MAR yang sering bolos sekolah dinilai para guru kesulitan mengikuti pelajaran. Untuk itu, pada ulangan kenaikan kelas, beberapa bulan lalu, MAR dinyatakan tinggal kelas. MAR khawatir tidak diizinkannya MAR mengikuti ulangan tengah semester pada Senin bakal membuatnya kembali tidak naik kelas. Selain malu, MAR juga takut mengecewakan bibinya yang selama ini membiayai sekolahnya.
Arif menyebut, penganiyaan terhadap Ali merupakan tindak pidana pertama yang dilakukan MAR. Sebelumnya, MAR pernah memukul temannya di MA Yasua Pilangwetan, tetapi persoalan itu tidak diketahui oleh pihak sekolah.

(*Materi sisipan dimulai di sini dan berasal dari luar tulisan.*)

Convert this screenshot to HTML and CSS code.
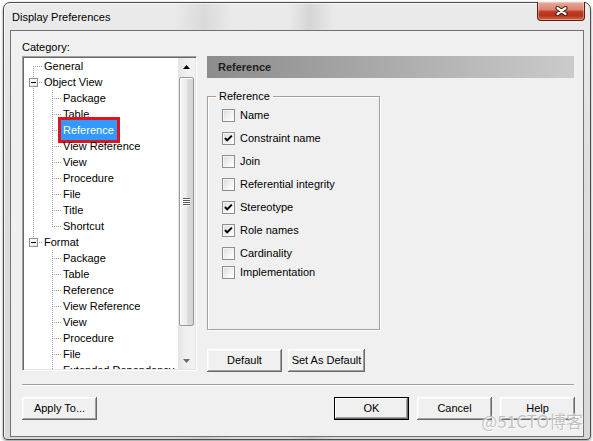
FILE: index.html
```html
<!DOCTYPE html>
<html>
<head>
<meta charset="utf-8">
<title>Display Preferences</title>
<link rel="stylesheet" href="styles.css">
</head>
<body>
<div class="window">
  <div class="titlebar">
    <span class="title">Display Preferences</span>
    <div class="close">
      <svg width="13" height="10" viewBox="0 0 13 10"><path d="M2.5 2 L10.5 8 M10.5 2 L2.5 8" stroke="#4a140c" stroke-width="4.2" stroke-linecap="round"/><path d="M2.5 2 L10.5 8 M10.5 2 L2.5 8" stroke="#fff" stroke-width="2.2" stroke-linecap="round"/></svg>
    </div>
  </div>
  <div class="client">
    <div class="cat-label">Category:</div>
    <div class="main">
      <div class="tree">
        <div class="tree-list">
          <div class="row"><span class="c first"></span><span class="lbl">General</span></div>
          <div class="row"><span class="c tee"><span class="exp"></span></span><span class="lbl">Object View</span></div>
          <div class="row"><span class="c pipe"></span><span class="c tee"></span><span class="lbl">Package</span></div>
          <div class="row"><span class="c pipe"></span><span class="c tee"></span><span class="lbl">Table</span></div>
          <div class="row"><span class="c pipe"></span><span class="c tee"></span><span class="lbl selected">Reference</span></div>
          <div class="row"><span class="c pipe"></span><span class="c tee"></span><span class="lbl">View Reference</span></div>
          <div class="row"><span class="c pipe"></span><span class="c tee"></span><span class="lbl">View</span></div>
          <div class="row"><span class="c pipe"></span><span class="c tee"></span><span class="lbl">Procedure</span></div>
          <div class="row"><span class="c pipe"></span><span class="c tee"></span><span class="lbl">File</span></div>
          <div class="row"><span class="c pipe"></span><span class="c tee"></span><span class="lbl">Title</span></div>
          <div class="row"><span class="c pipe"></span><span class="c ell"></span><span class="lbl">Shortcut</span></div>
          <div class="row"><span class="c ell"><span class="exp"></span></span><span class="lbl">Format</span></div>
          <div class="row"><span class="c"></span><span class="c tee"></span><span class="lbl">Package</span></div>
          <div class="row"><span class="c"></span><span class="c tee"></span><span class="lbl">Table</span></div>
          <div class="row"><span class="c"></span><span class="c tee"></span><span class="lbl">Reference</span></div>
          <div class="row"><span class="c"></span><span class="c tee"></span><span class="lbl">View Reference</span></div>
          <div class="row"><span class="c"></span><span class="c tee"></span><span class="lbl">View</span></div>
          <div class="row"><span class="c"></span><span class="c tee"></span><span class="lbl">Procedure</span></div>
          <div class="row"><span class="c"></span><span class="c tee"></span><span class="lbl">File</span></div>
          <div class="row"><span class="c"></span><span class="c tee"></span><span class="lbl">Extended Dependency</span></div>
        </div>
        <div class="vscroll">
          <div class="sb-btn"><svg width="7" height="4" viewBox="0 0 7 4"><polygon points="0,4 3.5,0 7,4" fill="#000"/></svg></div>
          <div class="sb-track"><div class="thumb"><span class="grip"></span></div></div>
          <div class="sb-btn"><svg width="7" height="4" viewBox="0 0 7 4"><polygon points="0,0 7,0 3.5,4" fill="#6a6a6a"/></svg></div>
        </div>
      </div>
      <div class="panel">
        <div class="panel-head">Reference</div>
        <div class="group">
          <span class="group-label">Reference</span>
          <div class="checks">
            <div class="check-row"><span class="cb"></span><span>Name</span></div>
            <div class="check-row"><span class="cb"><svg width="11" height="11" viewBox="0 0 11 11"><polyline points="2,5 4.2,7.4 8.8,2.6" fill="none" stroke="#000" stroke-width="2"/></svg></span><span>Constraint name</span></div>
            <div class="check-row"><span class="cb"></span><span>Join</span></div>
            <div class="check-row"><span class="cb"></span><span>Referential integrity</span></div>
            <div class="check-row"><span class="cb"><svg width="11" height="11" viewBox="0 0 11 11"><polyline points="2,5 4.2,7.4 8.8,2.6" fill="none" stroke="#000" stroke-width="2"/></svg></span><span>Stereotype</span></div>
            <div class="check-row"><span class="cb"><svg width="11" height="11" viewBox="0 0 11 11"><polyline points="2,5 4.2,7.4 8.8,2.6" fill="none" stroke="#000" stroke-width="2"/></svg></span><span>Role names</span></div>
            <div class="check-row"><span class="cb"></span><span>Cardinality</span></div>
            <div class="check-row tight"><span class="cb"></span><span>Implementation</span></div>
          </div>
        </div>
        <div class="panel-buttons">
          <button class="btn">Default</button>
          <button class="btn wide">Set As Default</button>
        </div>
      </div>
    </div>
    <div class="sep"></div>
    <div class="footer">
      <button class="btn">Apply To...</button>
      <div class="footer-right">
        <button class="btn default">OK</button>
        <button class="btn">Cancel</button>
        <button class="btn">Help</button>
      </div>
    </div>
    <div class="watermark">@51CTO博客</div>
  </div>
</div>
</body>
</html>
```
FILE: styles.css
```css
html, body {
  margin: 0;
  padding: 0;
  background: #ffffff;
}

body {
  font-family: "Liberation Sans", Arial, sans-serif;
  font-size: 11px;
  color: #000;
  width: 593px;
  height: 441px;
  overflow: hidden;
}

.window {
  box-sizing: border-box;
  margin: 2px 0 0 3px;
  width: 588px;
  height: 438px;
  border: 1px solid #4c4c4c;
  border-radius: 7px 7px 4px 4px;
  padding: 0 6px 2px 6px;
  background:
    linear-gradient(to right, transparent 170px, rgba(0,0,0,0.07) 200px, transparent 228px, transparent 285px, rgba(0,0,0,0.09) 306px, transparent 330px),
    linear-gradient(#ebebeb, #dedede 40%, #d8d8d8);
  box-shadow: 0 1px 3px rgba(0,0,0,0.45), inset 1px 1px 0 rgba(255,255,255,0.7);
}

.titlebar {
  height: 27px;
  display: flex;
  justify-content: space-between;
  align-items: flex-start;
}

.title {
  margin: 7px 0 0 2px;
  line-height: 14px;
  font-size: 11px;
  color: #000;
}

.close {
  box-sizing: border-box;
  width: 48px;
  height: 19px;
  margin: -1px -1px 0 0;
  border: 1px solid #5e1b12;
  border-top: none;
  border-radius: 0 0 4px 4px;
  background: linear-gradient(#e8ab9d 0%, #d9836f 45%, #c3402a 50%, #b5321d 75%, #d06848 100%);
  box-shadow: inset 0 0 0 1px rgba(255,255,255,0.35);
  display: flex;
  align-items: center;
  justify-content: center;
}

.client {
  position: relative;
  box-sizing: border-box;
  height: 407px;
  border: 1px solid #727272;
  background: #f0f0f0;
  padding: 9px 9px 0 11px;
}

.cat-label {
  line-height: 14px;
  height: 14px;
  margin-bottom: 2px;
}

.main {
  display: flex;
  align-items: flex-start;
  gap: 10px;
}

/* Tree view */
.tree {
  box-sizing: border-box;
  width: 175px;
  height: 315px;
  flex: none;
  display: flex;
  border: 1px solid;
  border-color: #a0a0a0 #ffffff #ffffff #a0a0a0;
  box-shadow: inset 1px 1px 0 #696969, inset -1px -1px 0 #e3e3e3;
  padding: 1px;
  background: #fff;
}

.tree-list {
  flex: 1;
  overflow: hidden;
  min-width: 0;
}

.row {
  display: flex;
  align-items: center;
  height: 16px;
  white-space: nowrap;
}

.c {
  display: block;
  width: 19px;
  height: 16px;
  flex: none;
}

.c.pipe {
  background: repeating-linear-gradient(to bottom, #a0a0a0 0 1px, transparent 1px 2px) 9px 0 / 1px 16px no-repeat;
}

.c.tee {
  background:
    repeating-linear-gradient(to right, #a0a0a0 0 1px, transparent 1px 2px) 9px 8px / 10px 1px no-repeat,
    repeating-linear-gradient(to bottom, #a0a0a0 0 1px, transparent 1px 2px) 9px 0 / 1px 16px no-repeat;
}

.c.ell {
  background:
    repeating-linear-gradient(to right, #a0a0a0 0 1px, transparent 1px 2px) 9px 8px / 10px 1px no-repeat,
    repeating-linear-gradient(to bottom, #a0a0a0 0 1px, transparent 1px 2px) 9px 0 / 1px 9px no-repeat;
}

.c.first {
  background:
    repeating-linear-gradient(to right, #a0a0a0 0 1px, transparent 1px 2px) 9px 8px / 10px 1px no-repeat,
    repeating-linear-gradient(to bottom, #a0a0a0 0 1px, transparent 1px 2px) 9px 8px / 1px 8px no-repeat;
}

.exp {
  display: block;
  box-sizing: border-box;
  width: 9px;
  height: 9px;
  margin: 4px 0 0 5px;
  border: 1px solid #919191;
  background: linear-gradient(#000, #000) center / 5px 1px no-repeat, linear-gradient(135deg, #ffffff, #e6e6e6);
}

.lbl {
  padding-left: 1px;
  line-height: 16px;
}

.lbl.selected {
  background: #3399ff;
  color: #fff;
  padding: 2px 3px 2px 2px;
  margin: -2px 0 -2px -1px;
  outline: 3px solid #e0141c;
}

/* Scrollbar */
.vscroll {
  width: 17px;
  flex: none;
  display: flex;
  flex-direction: column;
  background: linear-gradient(to right, #e4e4e4, #efefef 40%, #f3f3f3);
}

.sb-btn {
  height: 17px;
  flex: none;
  display: flex;
  align-items: center;
  justify-content: center;
}

.sb-track {
  flex: 1;
  padding-top: 2px;
}

.thumb {
  box-sizing: border-box;
  height: 249px;
  margin: 0 1px;
  border: 1px solid #999;
  border-radius: 2px;
  background: linear-gradient(to right, #f6f6f6, #ececec 50%, #dcdcdc 55%, #d2d2d2);
  box-shadow: inset 1px 1px 0 #fff;
  display: flex;
  align-items: center;
  justify-content: center;
}

.grip {
  display: block;
  width: 7px;
  height: 8px;
  background: repeating-linear-gradient(to bottom, #5a5a5a 0 1px, #fbfbfb 1px 2px);
}

/* Right panel */
.panel {
  flex: 1;
  display: flex;
  flex-direction: column;
}

.panel-head {
  height: 22px;
  line-height: 22px;
  padding-left: 11px;
  font-weight: bold;
  color: #1e1e1e;
  background: linear-gradient(to right, #8c8c8c, #cbcbcb);
  margin-bottom: 18px;
}

.group {
  box-sizing: border-box;
  width: 173px;
  height: 234px;
  border: 1px solid #a0a0a0;
  box-shadow: 1px 1px 0 #fff, inset 1px 1px 0 #fff;
  display: flex;
  flex-direction: column;
  margin-bottom: 19px;
}

.group-label {
  align-self: flex-start;
  line-height: 13px;
  margin: -7px 0 0 8px;
  padding: 0 3px;
  background: #f0f0f0;
}

.checks {
  margin-top: 4px;
  padding-left: 14px;
  display: flex;
  flex-direction: column;
  gap: 7px;
}

.check-row {
  display: flex;
  align-items: center;
  height: 16px;
  white-space: nowrap;
}

.check-row.tight {
  margin-top: -4px;
}

.cb {
  box-sizing: border-box;
  width: 13px;
  height: 13px;
  flex: none;
  margin-right: 5px;
  border: 1px solid #8e8f8f;
  background: linear-gradient(135deg, #dadada, #f4f4f4 60%, #ffffff);
  box-shadow: inset 1px 1px 0 #f4f4f4;
  display: flex;
  align-items: center;
  justify-content: center;
}

.panel-buttons {
  display: flex;
  gap: 6px;
}

/* Buttons */
.btn {
  box-sizing: border-box;
  width: 75px;
  height: 23px;
  padding: 0 0 2px 0;
  margin: 0;
  border: none;
  font-family: "Liberation Sans", Arial, sans-serif;
  font-size: 11px;
  color: #000;
  background: #f0f0f0;
  box-shadow: inset -1px -1px 0 #696969, inset 1px 1px 0 #ffffff, inset -2px -2px 0 #a0a0a0, inset 2px 2px 0 #f7f7f7;
}

.btn.wide {
  width: 77px;
}

.btn.default {
  box-shadow: inset 0 0 0 1px #000, inset -2px -2px 0 #696969, inset 2px 2px 0 #ffffff, inset -3px -3px 0 #a0a0a0;
}

.sep {
  margin-top: 12px;
  border-top: 1px solid #a0a0a0;
  border-bottom: 1px solid #ffffff;
}

.footer {
  margin-top: 11px;
  display: flex;
  justify-content: space-between;
  margin-right: -1px;
}

.footer-right {
  display: flex;
  gap: 8px;
}

.watermark {
  position: absolute;
  right: 0;
  bottom: 5px;
  font-family: "Noto Sans CJK SC", "Liberation Sans", sans-serif;
  font-size: 17px;
  line-height: 20px;
  color: rgba(140, 140, 140, 0.55);
  text-shadow: 0 0 1px #fff, 1px 1px 0 rgba(255,255,255,0.8);
  white-space: nowrap;
}
```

Arif menambahkan, data terkait MAR disebut Arif bakal disusun dan diserahkan kepada hakim sebagai bahan pertimbangan dalam memberikan putusan pengadilan. Selain itu, laporan hasil penelitian kemasyarakat juga bisa menjadi bahan pertimbangan Bapas untuk merekomendasikan rehabilitas kepada MAR di panti sosial.
Dicegah
Tindak pidana yang dilakukan MAR sebenarnya bisa dicegah jika ada kesepemahaman di antara MAR dan pihak sekolah. Sebagai pelajar, MAR memiliki kewajiban menaati aturan dan belajar dengan baik. Namun, sekolah juga perlu memahami kondisi MAR dan membantu mencari jalan keluar agar MAR bisa belajar dengan baik.
”Di setiap sekolah itu sebaiknya ada guru yang selain punya kompetensi mengajar juga bisa berperan sebagai konselor. Jadi, guru tidak hanya menyampaikan materi pembelajaran, tetapi juga mampu menggali permasalahan anak, termasuk kemungkinan persoalan yang dihadapi anak,” ucap Kepala Bagian Psikologi Biro Sumber Daya Manusia Kepolisian Daerah Jateng Ajun Komisaris Besar Novian Susilo.

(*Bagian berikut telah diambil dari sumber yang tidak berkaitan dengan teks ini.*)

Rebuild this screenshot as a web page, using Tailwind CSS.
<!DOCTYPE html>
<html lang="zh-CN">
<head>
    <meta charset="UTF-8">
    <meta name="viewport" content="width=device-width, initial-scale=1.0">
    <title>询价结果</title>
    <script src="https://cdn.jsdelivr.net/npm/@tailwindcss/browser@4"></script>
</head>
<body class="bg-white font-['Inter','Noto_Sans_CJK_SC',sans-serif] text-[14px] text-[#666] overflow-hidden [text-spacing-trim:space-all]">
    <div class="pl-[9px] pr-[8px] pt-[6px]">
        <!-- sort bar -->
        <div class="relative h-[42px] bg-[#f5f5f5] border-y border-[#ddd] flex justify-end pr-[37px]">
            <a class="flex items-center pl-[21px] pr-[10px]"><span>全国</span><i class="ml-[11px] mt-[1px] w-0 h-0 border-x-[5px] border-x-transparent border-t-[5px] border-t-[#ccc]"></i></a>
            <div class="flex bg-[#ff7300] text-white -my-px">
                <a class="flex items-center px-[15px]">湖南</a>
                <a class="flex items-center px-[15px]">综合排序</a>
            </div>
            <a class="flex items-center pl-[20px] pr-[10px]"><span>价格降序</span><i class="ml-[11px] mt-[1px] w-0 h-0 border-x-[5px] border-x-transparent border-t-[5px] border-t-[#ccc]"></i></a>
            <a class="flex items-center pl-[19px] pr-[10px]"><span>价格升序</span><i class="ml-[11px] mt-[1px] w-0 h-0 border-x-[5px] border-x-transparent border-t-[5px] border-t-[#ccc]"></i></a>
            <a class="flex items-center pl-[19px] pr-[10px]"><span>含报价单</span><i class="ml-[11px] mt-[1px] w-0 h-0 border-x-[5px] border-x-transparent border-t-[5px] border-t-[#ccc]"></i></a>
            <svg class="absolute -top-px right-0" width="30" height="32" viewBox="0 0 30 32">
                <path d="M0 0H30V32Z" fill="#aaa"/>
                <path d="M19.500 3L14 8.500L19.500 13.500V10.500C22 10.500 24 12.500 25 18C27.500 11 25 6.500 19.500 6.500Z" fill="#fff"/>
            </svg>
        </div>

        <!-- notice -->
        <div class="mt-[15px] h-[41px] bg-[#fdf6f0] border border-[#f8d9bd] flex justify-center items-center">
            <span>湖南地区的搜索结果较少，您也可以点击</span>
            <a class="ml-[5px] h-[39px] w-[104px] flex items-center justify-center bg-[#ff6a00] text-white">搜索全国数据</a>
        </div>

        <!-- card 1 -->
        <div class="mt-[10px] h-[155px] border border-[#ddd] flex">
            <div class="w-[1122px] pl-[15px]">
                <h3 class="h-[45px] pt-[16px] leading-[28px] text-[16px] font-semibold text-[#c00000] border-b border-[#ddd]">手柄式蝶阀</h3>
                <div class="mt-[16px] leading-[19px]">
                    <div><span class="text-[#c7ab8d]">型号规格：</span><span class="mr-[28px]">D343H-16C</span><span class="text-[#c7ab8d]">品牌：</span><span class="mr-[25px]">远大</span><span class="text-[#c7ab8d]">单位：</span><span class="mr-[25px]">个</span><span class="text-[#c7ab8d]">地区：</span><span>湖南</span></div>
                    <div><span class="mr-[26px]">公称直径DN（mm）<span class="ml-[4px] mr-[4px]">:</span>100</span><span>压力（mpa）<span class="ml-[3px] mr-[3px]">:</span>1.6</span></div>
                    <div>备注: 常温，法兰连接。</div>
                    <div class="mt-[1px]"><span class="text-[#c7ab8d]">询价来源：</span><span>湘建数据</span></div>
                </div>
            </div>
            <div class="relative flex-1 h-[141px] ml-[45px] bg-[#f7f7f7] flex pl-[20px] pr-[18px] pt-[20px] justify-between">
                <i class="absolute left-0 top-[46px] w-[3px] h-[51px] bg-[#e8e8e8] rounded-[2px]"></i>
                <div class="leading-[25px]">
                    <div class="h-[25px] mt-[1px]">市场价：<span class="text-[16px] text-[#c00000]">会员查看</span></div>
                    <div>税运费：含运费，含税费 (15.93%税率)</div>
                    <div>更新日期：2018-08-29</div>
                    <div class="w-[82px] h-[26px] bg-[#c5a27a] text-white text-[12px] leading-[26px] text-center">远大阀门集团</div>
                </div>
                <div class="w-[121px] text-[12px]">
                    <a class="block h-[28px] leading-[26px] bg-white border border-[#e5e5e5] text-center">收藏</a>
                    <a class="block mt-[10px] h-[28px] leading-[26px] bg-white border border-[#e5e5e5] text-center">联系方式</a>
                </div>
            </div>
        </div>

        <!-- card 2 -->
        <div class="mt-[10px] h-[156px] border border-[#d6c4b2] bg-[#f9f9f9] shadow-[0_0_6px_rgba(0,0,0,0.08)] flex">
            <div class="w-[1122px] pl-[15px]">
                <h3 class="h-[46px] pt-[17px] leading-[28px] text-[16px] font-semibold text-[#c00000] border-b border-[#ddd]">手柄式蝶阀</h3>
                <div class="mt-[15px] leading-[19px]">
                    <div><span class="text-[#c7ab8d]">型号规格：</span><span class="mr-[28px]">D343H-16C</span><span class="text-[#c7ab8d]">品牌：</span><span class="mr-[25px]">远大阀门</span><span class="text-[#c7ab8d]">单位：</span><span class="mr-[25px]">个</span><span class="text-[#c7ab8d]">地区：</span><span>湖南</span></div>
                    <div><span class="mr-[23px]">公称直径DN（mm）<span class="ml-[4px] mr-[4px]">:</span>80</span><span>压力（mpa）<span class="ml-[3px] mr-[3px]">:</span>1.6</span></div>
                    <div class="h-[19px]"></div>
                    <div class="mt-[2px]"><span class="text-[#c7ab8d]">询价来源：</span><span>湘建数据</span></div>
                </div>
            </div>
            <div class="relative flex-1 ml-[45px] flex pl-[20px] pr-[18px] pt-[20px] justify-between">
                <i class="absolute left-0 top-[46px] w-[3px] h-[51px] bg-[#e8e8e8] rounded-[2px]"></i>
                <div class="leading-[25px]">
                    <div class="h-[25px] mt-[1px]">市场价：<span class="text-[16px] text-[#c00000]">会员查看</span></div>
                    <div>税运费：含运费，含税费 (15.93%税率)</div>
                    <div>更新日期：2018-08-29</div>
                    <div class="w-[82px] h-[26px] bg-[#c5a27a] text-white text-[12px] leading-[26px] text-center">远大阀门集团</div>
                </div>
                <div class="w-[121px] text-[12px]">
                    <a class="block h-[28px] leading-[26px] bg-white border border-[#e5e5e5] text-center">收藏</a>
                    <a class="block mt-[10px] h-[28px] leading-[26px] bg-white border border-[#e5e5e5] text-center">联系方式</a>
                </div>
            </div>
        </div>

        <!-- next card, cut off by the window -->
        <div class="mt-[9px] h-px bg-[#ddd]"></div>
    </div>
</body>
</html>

Dalam kasus yang terjadi di MA Yasua Pilangwetan, 10 psikolog dari Polda Jateng turut dilibatkan untuk menangani. Selain membantu memulihkan trauma para siswa dan guru yang melihat langsung penganiayaan itu, mereka juga mengevaluasi fasilitas yang berhubungan dengan psikologi di sekolah tersebut.
”Di MA Yasua Pilangwetan belum ada ruang bimbingan konseling dan tenaga konselor. Peristiwa ini bisa menjadi titik balik untuk perbaikan. Fungsi konselor dan ruangan khusus konseling itu vital untuk mendampingi anak-anak. Ini adalah pekerjaan rumah bagi pemerintah daerah untuk menyediakan fasilitas itu,” katanya.
Sebelumnya, Federasi Serikat Guru Indonesia (FSGI) juga mengungkapkan keprihatiannya dengan kejadian di MA Yasua Pilangwetan. FSGI mendorong Kementerian Agama RI mengevaluasi pembelajaran dan pendisiplinan peserta didik di sekolah tersebut. Ketua Dewan Pakar FSGI Retno Listyarti juga mendorong agar guru menyelidiki persoalan anak melalui dialog.
”Dengan demikian, anak merasa dibantu dan akan memunculkan tanggung jawab untuk tidak mengecewakan pihak sekolah yang sudah memahami situasi dan kondisi dirinya. Karena setiap anak pasti memiliki problem yang berbeda, orang dewasalah yang harus membantu anak mampu mencari jalan keluar dan memiliki tanggung jawab,” kata Retno.
Sementara itu, Kepala Bidang Pendidikan Madrasah Kantor Wilayah Kementerian Agama Jateng Ahmad Faridi mengklaim, pihaknya langsung berkoordinasi dengan Kemenag Demak dan pihak sekolah untuk segera melakukan evaluasi. Jadi, ke depan, peristiwa serupa tidak terulang kembali dan guru tidak merasa waswas dalam menjalankan tugasnya.
”Jangan sampai mereka trauma dengan kejadian ini sehingga mogok mengajar. Guru-guru perlu mendapat perhatian lebih karena secara ekonomi rata-rata pendapatan mereka masih banyak yang di bawah upah minimum regional, tetapi risikonya sangat besar,” tutur Ahmad.